For this exercise, repeat all of the material verbatim apart from its images.

[START OF Raw data]

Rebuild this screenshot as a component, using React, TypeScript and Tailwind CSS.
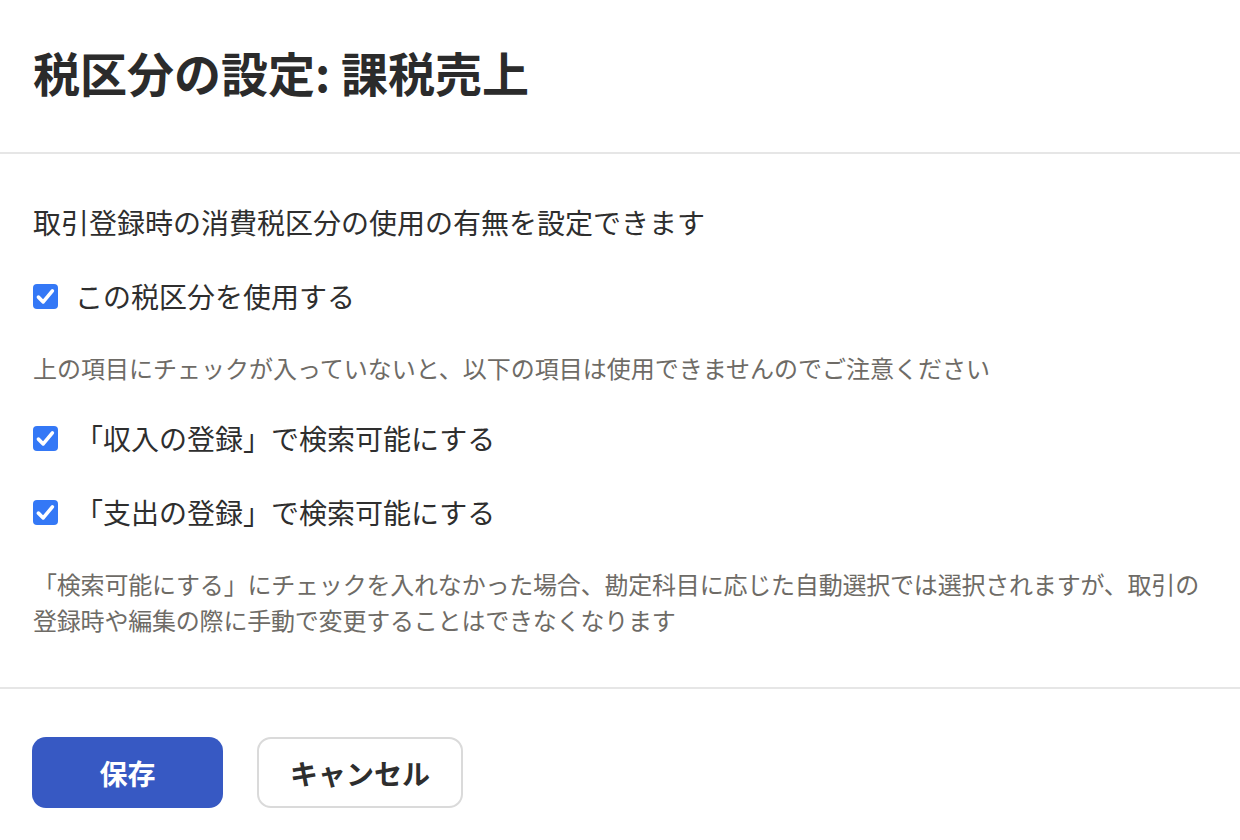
import React, { useState } from "react";

function CheckRow({ label, checked, onToggle }: { label: string; checked: boolean; onToggle: () => void }) {
  return (
    <label className="flex h-[40px] cursor-pointer items-center gap-[17px]" onClick={onToggle}>
      <span
        className={
          checked
            ? "flex h-[25px] w-[25px] shrink-0 items-center justify-center rounded-[4px] bg-[#3478f6]"
            : "flex h-[25px] w-[25px] shrink-0 items-center justify-center rounded-[4px] border-2 border-[#8a8a8a] bg-white"
        }
      >
        {checked && (
          <svg width="25" height="25" viewBox="0 0 24 24" fill="none">
            <path d="M5.2 12.6 L9.8 17.2 L18.6 6.6" stroke="white" strokeWidth="3.4" strokeLinecap="round" strokeLinejoin="round" />
          </svg>
        )}
      </span>
      <span className="text-[28px] leading-[40px] text-[#2e2e2e]">{label}</span>
    </label>
  );
}

export default function App() {
  const [useTax, setUseTax] = useState(true);
  const [income, setIncome] = useState(true);
  const [expense, setExpense] = useState(true);

  return (
    <div
      className="min-h-[840px] w-[1240px] bg-white"
      style={{ fontFamily: '"Noto Sans CJK JP", "Noto Sans", sans-serif' }}
    >
      <header className="h-[154px] border-b-2 border-[#e6e6e6] px-[33px] pt-[40px]">
        <h1 className="text-[47px] font-bold leading-[64px] text-[#2b2b2b]">税区分の設定: 課税売上</h1>
      </header>

      <div className="flex flex-col gap-[34px] border-b-2 border-[#e6e6e6] px-[33px] pb-[49px] pt-[48px]">
        <p className="text-[28px] leading-[40px] text-[#2e2e2e]">取引登録時の消費税区分の使用の有無を設定できます</p>
        <CheckRow label="この税区分を使用する" checked={useTax} onToggle={() => setUseTax(!useTax)} />
        <p className="text-[24px] leading-[36px] text-[#6e6b66]">
          上の項目にチェックが入っていないと、以下の項目は使用できませんのでご注意ください
        </p>
        <div className="-mt-[2px]">
          <CheckRow label="「収入の登録」で検索可能にする" checked={income} onToggle={() => setIncome(!income)} />
        </div>
        <CheckRow label="「支出の登録」で検索可能にする" checked={expense} onToggle={() => setExpense(!expense)} />
        <p className="whitespace-nowrap text-[24px] leading-[36px] tracking-[-0.2px] text-[#6e6b66]">
          「検索可能にする」にチェックを入れなかった場合、勘定科目に応じた自動選択では選択されますが、取引の
          <br />
          登録時や編集の際に手動で変更することはできなくなります
        </p>
      </div>

      <footer className="flex gap-[34px] px-[32px] pt-[48px]">
        <button className="h-[71px] w-[191px] rounded-[14px] bg-[#3759c3] text-[28px] font-bold text-white">保存</button>
        <button className="h-[71px] w-[206px] rounded-[14px] border-2 border-[#dadada] bg-white text-[28px] font-bold text-[#2e2e2e]">
          キャンセル
        </button>
      </footer>
    </div>
  );
}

[END OF Raw data]

(Solution for this exercise):
Rebuild this screenshot as a component, using React, TypeScript and Tailwind CSS.
import React, { useState } from "react";

function CheckRow({ label, checked, onToggle }: { label: string; checked: boolean; onToggle: () => void }) {
  return (
    <label className="flex h-[40px] cursor-pointer items-center gap-[17px]" onClick={onToggle}>
      <span
        className={
          checked
            ? "flex h-[25px] w-[25px] shrink-0 items-center justify-center rounded-[4px] bg-[#3478f6]"
            : "flex h-[25px] w-[25px] shrink-0 items-center justify-center rounded-[4px] border-2 border-[#8a8a8a] bg-white"
        }
      >
        {checked && (
          <svg width="25" height="25" viewBox="0 0 24 24" fill="none">
            <path d="M5.2 12.6 L9.8 17.2 L18.6 6.6" stroke="white" strokeWidth="3.4" strokeLinecap="round" strokeLinejoin="round" />
          </svg>
        )}
      </span>
      <span className="text-[28px] leading-[40px] text-[#2e2e2e]">{label}</span>
    </label>
  );
}

export default function App() {
  const [useTax, setUseTax] = useState(true);
  const [income, setIncome] = useState(true);
  const [expense, setExpense] = useState(true);

  return (
    <div
      className="min-h-[840px] w-[1240px] bg-white"
      style={{ fontFamily: '"Noto Sans CJK JP", "Noto Sans", sans-serif' }}
    >
      <header className="h-[154px] border-b-2 border-[#e6e6e6] px-[33px] pt-[40px]">
        <h1 className="text-[47px] font-bold leading-[64px] text-[#2b2b2b]">税区分の設定: 課税売上</h1>
      </header>

      <div className="flex flex-col gap-[34px] border-b-2 border-[#e6e6e6] px-[33px] pb-[49px] pt-[48px]">
        <p className="text-[28px] leading-[40px] text-[#2e2e2e]">取引登録時の消費税区分の使用の有無を設定できます</p>
        <CheckRow label="この税区分を使用する" checked={useTax} onToggle={() => setUseTax(!useTax)} />
        <p className="text-[24px] leading-[36px] text-[#6e6b66]">
          上の項目にチェックが入っていないと、以下の項目は使用できませんのでご注意ください
        </p>
        <div className="-mt-[2px]">
          <CheckRow label="「収入の登録」で検索可能にする" checked={income} onToggle={() => setIncome(!income)} />
        </div>
        <CheckRow label="「支出の登録」で検索可能にする" checked={expense} onToggle={() => setExpense(!expense)} />
        <p className="whitespace-nowrap text-[24px] leading-[36px] tracking-[-0.2px] text-[#6e6b66]">
          「検索可能にする」にチェックを入れなかった場合、勘定科目に応じた自動選択では選択されますが、取引の
          <br />
          登録時や編集の際に手動で変更することはできなくなります
        </p>
      </div>

      <footer className="flex gap-[34px] px-[32px] pt-[48px]">
        <button className="h-[71px] w-[191px] rounded-[14px] bg-[#3759c3] text-[28px] font-bold text-white">保存</button>
        <button className="h-[71px] w-[206px] rounded-[14px] border-2 border-[#dadada] bg-white text-[28px] font-bold text-[#2e2e2e]">
          キャンセル
        </button>
      </footer>
    </div>
  );
}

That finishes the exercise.